JOB
Go through the records from the first line and retype each one exactly, stopping once the line with "const pts = uploads.map((v, i)" is done. Pictures are left out.

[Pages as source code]

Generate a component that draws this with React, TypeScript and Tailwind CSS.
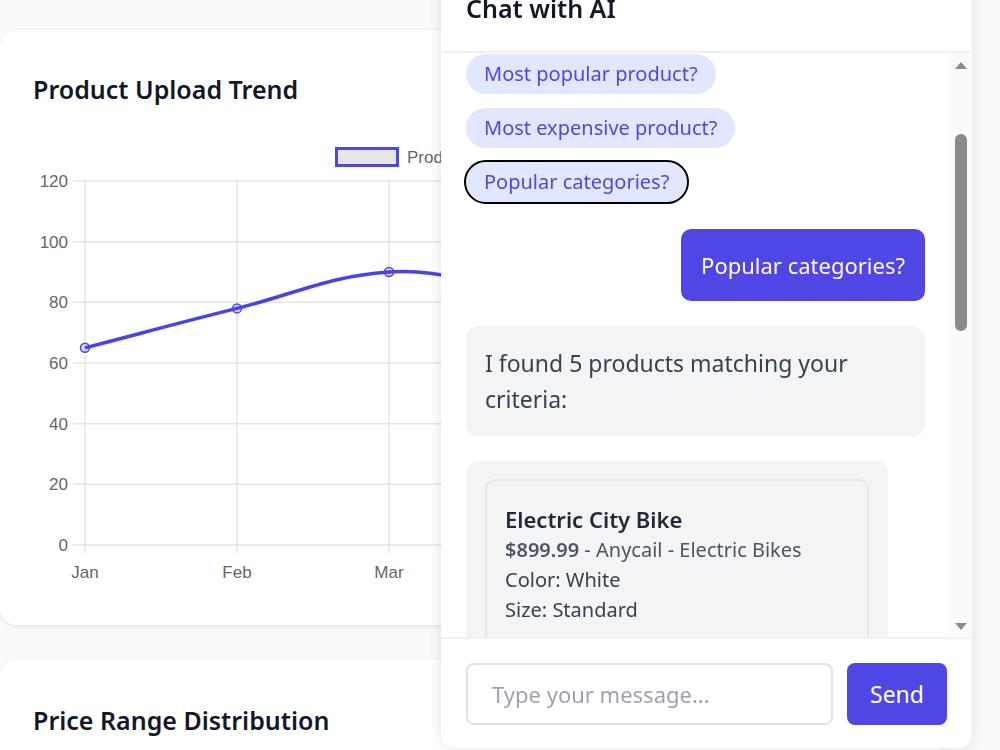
import React from "react";

const uploads = [65, 78, 90, 85, 96, 110];
const months = ["Jan", "Feb", "Mar", "Apr", "May", "Jun"];

// chart geometry (svg coords, svg starts at page y 130)
const X0 = 85;
const STEP = 152;
const Y0 = 415;
const PER = 3.0333;

const pts = uploads.map((v, i) => ({ x: X0 + i * STEP, y: Y0 - v * PER }));

// chart.js style spline, tension 0.4
const splinePath = () => {
  const t = 0.4;
  const cps = pts.map((p, i) => {
    const prev = pts[i - 1] || p;
    const next = pts[i + 1] || p;
    const d01 = Math.hypot(p.x - prev.x, p.y - prev.y);
    const d12 = Math.hypot(next.x - p.x, next.y - p.y);
    const s01 = d01 / (d01 + d12 || 1);
    const s12 = d12 / (d01 + d12 || 1);
    const fa = t * s01;
    const fb = t * s12;
    return {
      px: p.x - fa * (next.x - prev.x),
      py: p.y - fa * (next.y - prev.y),
      nx: p.x + fb * (next.x - prev.x),
      ny: p.y + fb * (next.y - prev.y),
    };
  });
  let d = `M${pts[0].x},${pts[0].y}`;
  for (let i = 1; i < pts.length; i++) {
    d += ` C${cps[i - 1].nx},${cps[i - 1].ny} ${cps[i].px},${cps[i].py} ${pts[i].x},${pts[i].y}`;
  }
  return d;
};

const UploadChart = () => (
  <svg width="940" height="470" className="block" style={{ fontFamily: '"Liberation Sans", Arial, sans-serif' }}>
    {/* legend */}
    <rect x="336.5" y="18.5" width="61" height="17" fill="#e5e5e5" stroke="#4f46e5" strokeWidth="3" />
    <text x="407" y="33" fontSize="17" fill="#666">Product Uploads</text>

    {/* grid */}
    {[0, 20, 40, 60, 80, 100, 120].map((v) => (
      <g key={v}>
        <line x1="73" x2="940" y1={Y0 - v * PER} y2={Y0 - v * PER} stroke="#e5e5e5" strokeWidth="1.5" />
        <text x="68" y={Y0 - v * PER + 6} fontSize="17" fill="#666" textAnchor="end">{v}</text>
      </g>
    ))}
    {months.map((m, i) => (
      <g key={m}>
        <line x1={X0 + i * STEP} x2={X0 + i * STEP} y1={Y0 - 120 * PER} y2={Y0 + 8} stroke="#e5e5e5" strokeWidth="1.5" />
        {i < 3 && (
          <text x={X0 + i * STEP} y="448" fontSize="17" fill="#666" textAnchor="middle">{m}</text>
        )}
      </g>
    ))}

    <path d={splinePath()} fill="none" stroke="#4a42e8" strokeWidth="3.5" />
    {pts.map((p, i) => (
      <circle key={i} cx={p.x} cy={p.y} r="4.5" fill="rgba(79,70,229,0.2)" stroke="#4f46e5" strokeWidth="1.5" />
    ))}
  </svg>
);

const Chip = ({ label, focused }: { label: string; focused?: boolean }) => (
  <button
    className={
      "h-[40px] px-[18px] rounded-full bg-[#e0e7ff] text-[#4f46e5] text-[20px] leading-none " +
      (focused ? "outline-2 outline-black" : "")
    }
  >
    {label}
  </button>
);

const ChatPanel = () => (
  <div className="fixed left-[441px] top-[-30px] bottom-[2px] w-[531px] bg-white rounded-b-[14px] shadow-[0_0_14px_rgba(0,0,0,0.12)] flex flex-col overflow-hidden">
    <div className="h-[83px] shrink-0 border-b-2 border-[#eef0f3] flex items-center px-[25px]">
      <h3 className="text-[25px] font-semibold text-[#111827] pb-[4px]">Chat with AI</h3>
    </div>

    <div className="flex-1 flex min-h-0">
      <div className="flex-1 overflow-hidden pl-[25px] pr-[25px] pt-[1px]">
        <div className="flex flex-col items-start gap-[14px]">
          <Chip label="Most popular product?" />
          <Chip label="Most expensive product?" />
          <Chip label="Popular categories?" focused />
        </div>

        <div className="flex justify-end mt-[27px]">
          <div className="h-[72px] px-[20px] rounded-[10px] bg-[#4f46e5] text-white text-[22px] flex items-center">
            Popular categories?
          </div>
        </div>

        <div className="mt-[25px] rounded-[12px] bg-[#f3f4f6] px-[19px] py-[19px] text-[23px] leading-[36px] text-[#374151]">
          I found 5 products matching your criteria:
        </div>

        <div className="mt-[25px] w-[422px] rounded-[12px] bg-[#f3f4f6] px-[19px] pt-[18px] pb-[18px]">
          <div className="rounded-[10px] border-2 border-[#e5e7eb] px-[18px] pt-[22px] pb-[40px]">
            <div className="text-[22px] leading-[32px] font-semibold text-[#1f2937]">Electric City Bike</div>
            <div className="text-[20px] leading-[30px] text-[#4b5563]">
              <span className="font-semibold">$899.99</span> - Anycail - Electric Bikes
            </div>
            <div className="text-[20px] leading-[30px] text-[#374151]">Color: White</div>
            <div className="text-[20px] leading-[30px] text-[#374151]">Size: Standard</div>
          </div>
        </div>
      </div>

      {/* scrollbar */}
      <div className="w-[22px] shrink-0 bg-[#fafafa] flex flex-col items-center pt-[9px] pb-[7px]">
        <div className="w-0 h-0 border-l-[6px] border-r-[6px] border-b-[7px] border-l-transparent border-r-transparent border-b-[#8a8a8a]" />
        <div className="w-[12px] h-[197px] mt-[65px] rounded-full bg-[#8a8a8a]" />
        <div className="flex-1" />
        <div className="w-0 h-0 border-l-[6px] border-r-[6px] border-t-[7px] border-l-transparent border-r-transparent border-t-[#8a8a8a]" />
      </div>
    </div>

    <div className="shrink-0 border-t-2 border-[#eef0f3] px-[25px] pt-[24px] pb-[23px] flex gap-[14px]">
      <input
        placeholder="Type your message..."
        className="flex-1 min-w-0 h-[62px] rounded-[8px] border-2 border-[#dfe2e7] px-[24px] text-[22px] placeholder:text-[#9ca3af] outline-none"
      />
      <button className="shrink-0 w-[100px] h-[62px] rounded-[8px] bg-[#4f46e5] text-white text-[23px]">Send</button>
    </div>
  </div>
);

export default function App() {
  return (
    <div className="h-screen bg-[#f9fafb] overflow-hidden" style={{ fontFamily: '"Noto Sans", "Open Sans", sans-serif' }}>
      <div className="w-[940px] pt-[30px] flex flex-col gap-[35px]">
        <div className="bg-white rounded-[16px] shadow-[0_1px_4px_rgba(0,0,0,0.1)]">
          <h2 className="px-[33px] pt-[42px] mb-[24px] text-[25px] leading-[34px] font-semibold text-[#111827]">
            Product Upload Trend
          </h2>
          <UploadChart />
          <div className="h-[25px]" />
        </div>

        <div className="bg-white rounded-[16px] shadow-[0_1px_4px_rgba(0,0,0,0.1)] h-[300px]">
          <h2 className="px-[33px] pt-[43px] text-[25px] leading-[34px] font-semibold text-[#111827]">
            Price Range Distribution
          </h2>
        </div>
      </div>
      <ChatPanel />
    </div>
  );
}
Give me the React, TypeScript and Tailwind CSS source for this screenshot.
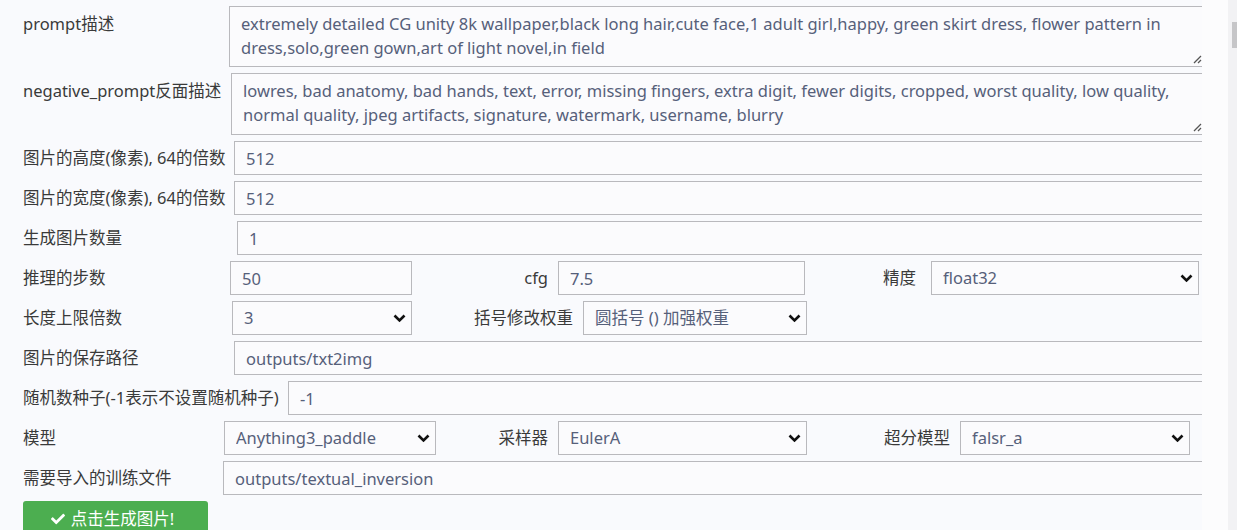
import { FaCheck } from "react-icons/fa";

const field =
  "h-[34px] border border-[#b9b9bd] bg-[#fbfbfd] pl-[11px] text-[16.5px] text-[#56607a] outline-none";

const Chevron = () => (
  <svg
    className="pointer-events-none absolute right-[6px] top-1/2 -translate-y-1/2"
    width="13"
    height="9"
    viewBox="0 0 13 9"
  >
    <path d="M1.5 2 L6.5 7 L11.5 2" fill="none" stroke="#111" strokeWidth="2.6" />
  </svg>
);

const Select = ({ value, width }: { value: string; width: string }) => (
  <div className={`relative ${width}`}>
    <select className={`${field} w-full appearance-none`} defaultValue={value}>
      <option>{value}</option>
    </select>
    <Chevron />
  </div>
);

const Grip = () => (
  <svg
    className="pointer-events-none absolute bottom-[3px] right-[4px]"
    width="10"
    height="10"
    viewBox="0 0 10 10"
  >
    <path d="M9 2 L2 9 M9 6 L6 9" stroke="#555" strokeWidth="1.3" />
  </svg>
);

const Row = ({
  label,
  labelWidth,
  value,
}: {
  label: string;
  labelWidth: string;
  value: string;
}) => (
  <div className="flex items-center">
    <span className={`${labelWidth} shrink-0 whitespace-nowrap`}>{label}</span>
    <input className={`${field} -mr-[4px] min-w-0 flex-1`} defaultValue={value} />
  </div>
);

const Area = ({
  label,
  labelWidth,
  height,
  value,
}: {
  label: string;
  labelWidth: string;
  height: string;
  value: string;
}) => (
  <div className="flex items-start">
    <span className={`${labelWidth} shrink-0 whitespace-nowrap pt-[6px] leading-[24px]`}>
      {label}
    </span>
    <div className="relative -mr-[4px] min-w-0 flex-1">
      <textarea
        className={`${height} block w-full resize-none border border-[#b9b9bd] bg-[#fbfbfd] px-[11px] pt-[5px] text-[16.5px] leading-[24px] text-[#56607a] outline-none`}
        defaultValue={value}
      />
      <Grip />
    </div>
  </div>
);

export default function App() {
  return (
    <div
      className="flex h-[530px] w-[1237px] overflow-hidden bg-[#f9fafd] text-[16.5px] text-[#3a3a3a]"
      style={{ fontFamily: '"Noto Sans", "Noto Sans CJK SC", sans-serif' }}
    >
      <div className="flex w-[1202px] shrink-0 flex-col gap-[6px] overflow-hidden pl-[23px] pt-[6px]">
        <Area
          label="prompt描述"
          labelWidth="w-[206px]"
          height="h-[61px]"
          value="extremely detailed CG unity 8k wallpaper,black long hair,cute face,1 adult girl,happy, green skirt dress, flower pattern in dress,solo,green gown,art of light novel,in field"
        />
        <Area
          label="negative_prompt反面描述"
          labelWidth="w-[208px]"
          height="h-[62px]"
          value="lowres, bad anatomy, bad hands, text, error, missing fingers, extra digit, fewer digits, cropped, worst quality, low quality, normal quality, jpeg artifacts, signature, watermark, username, blurry"
        />
        <Row label="图片的高度(像素), 64的倍数" labelWidth="w-[211px]" value="512" />
        <Row label="图片的宽度(像素), 64的倍数" labelWidth="w-[211px]" value="512" />
        <Row label="生成图片数量" labelWidth="w-[214px]" value="1" />

        <div className="flex items-center">
          <span className="w-[207px] shrink-0">推理的步数</span>
          <input className={`${field} w-[182px]`} defaultValue="50" />
          <span className="w-[136px] shrink-0 text-right">cfg</span>
          <input className={`${field} ml-[10px] w-[247px]`} defaultValue="7.5" />
          <span className="w-[111px] shrink-0 text-right">精度</span>
          <div className="ml-[15px]">
            <Select value="float32" width="w-[268px]" />
          </div>
        </div>

        <div className="flex items-center">
          <span className="w-[209px] shrink-0">长度上限倍数</span>
          <Select value="3" width="w-[180px]" />
          <span className="w-[161px] shrink-0 text-right">括号修改权重</span>
          <div className="ml-[10px]">
            <Select value="圆括号 () 加强权重" width="w-[224px]" />
          </div>
        </div>

        <Row label="图片的保存路径" labelWidth="w-[211px]" value="outputs/txt2img" />
        <Row label="随机数种子(-1表示不设置随机种子)" labelWidth="w-[265px]" value="-1" />

        <div className="flex items-center">
          <span className="w-[201px] shrink-0">模型</span>
          <Select value="Anything3_paddle" width="w-[212px]" />
          <span className="w-[112px] shrink-0 text-right">采样器</span>
          <div className="ml-[10px]">
            <Select value="EulerA" width="w-[249px]" />
          </div>
          <span className="w-[143px] shrink-0 text-right">超分模型</span>
          <div className="ml-[10px]">
            <Select value="falsr_a" width="w-[230px]" />
          </div>
        </div>

        <Row label="需要导入的训练文件" labelWidth="w-[200px]" value="outputs/textual_inversion" />

        <div>
          <button className="flex h-[36px] w-[185px] items-center justify-center gap-[6px] rounded-[3px] bg-[#4cae50] pr-[6px] text-[16.5px] text-white">
            <FaCheck size={14} />
            点击生成图片!
          </button>
        </div>
      </div>
      <div className="w-[26px] shrink-0 bg-[#fcfcfd]" />
      <div className="flex w-[9px] shrink-0 justify-end bg-[#f2f2f4] pt-[22px]">
        <div className="h-[26px] w-[5px] bg-[#c6c6c8]" />
      </div>
    </div>
  );
}
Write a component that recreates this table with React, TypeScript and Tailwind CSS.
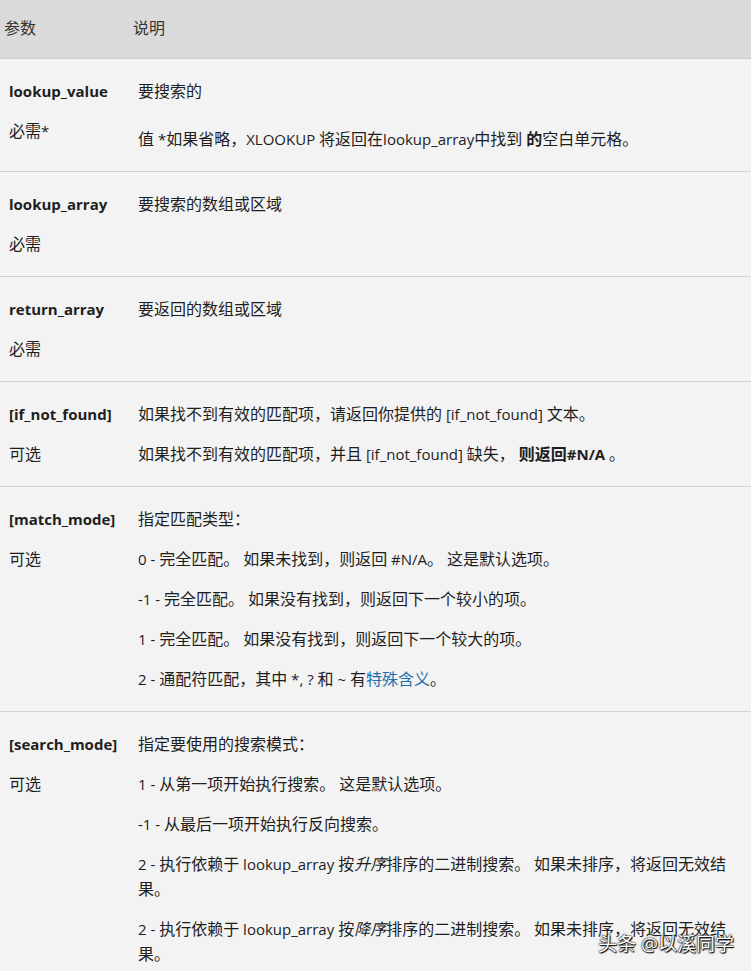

EXERCISE ANSWER
Generate a component that draws this with React, TypeScript and Tailwind CSS.
import React from "react";

const uploads = [65, 78, 90, 85, 96, 110];
const months = ["Jan", "Feb", "Mar", "Apr", "May", "Jun"];

// chart geometry (svg coords, svg starts at page y 130)
const X0 = 85;
const STEP = 152;
const Y0 = 415;
const PER = 3.0333;

const pts = uploads.map((v, i) => ({ x: X0 + i * STEP, y: Y0 - v * PER }));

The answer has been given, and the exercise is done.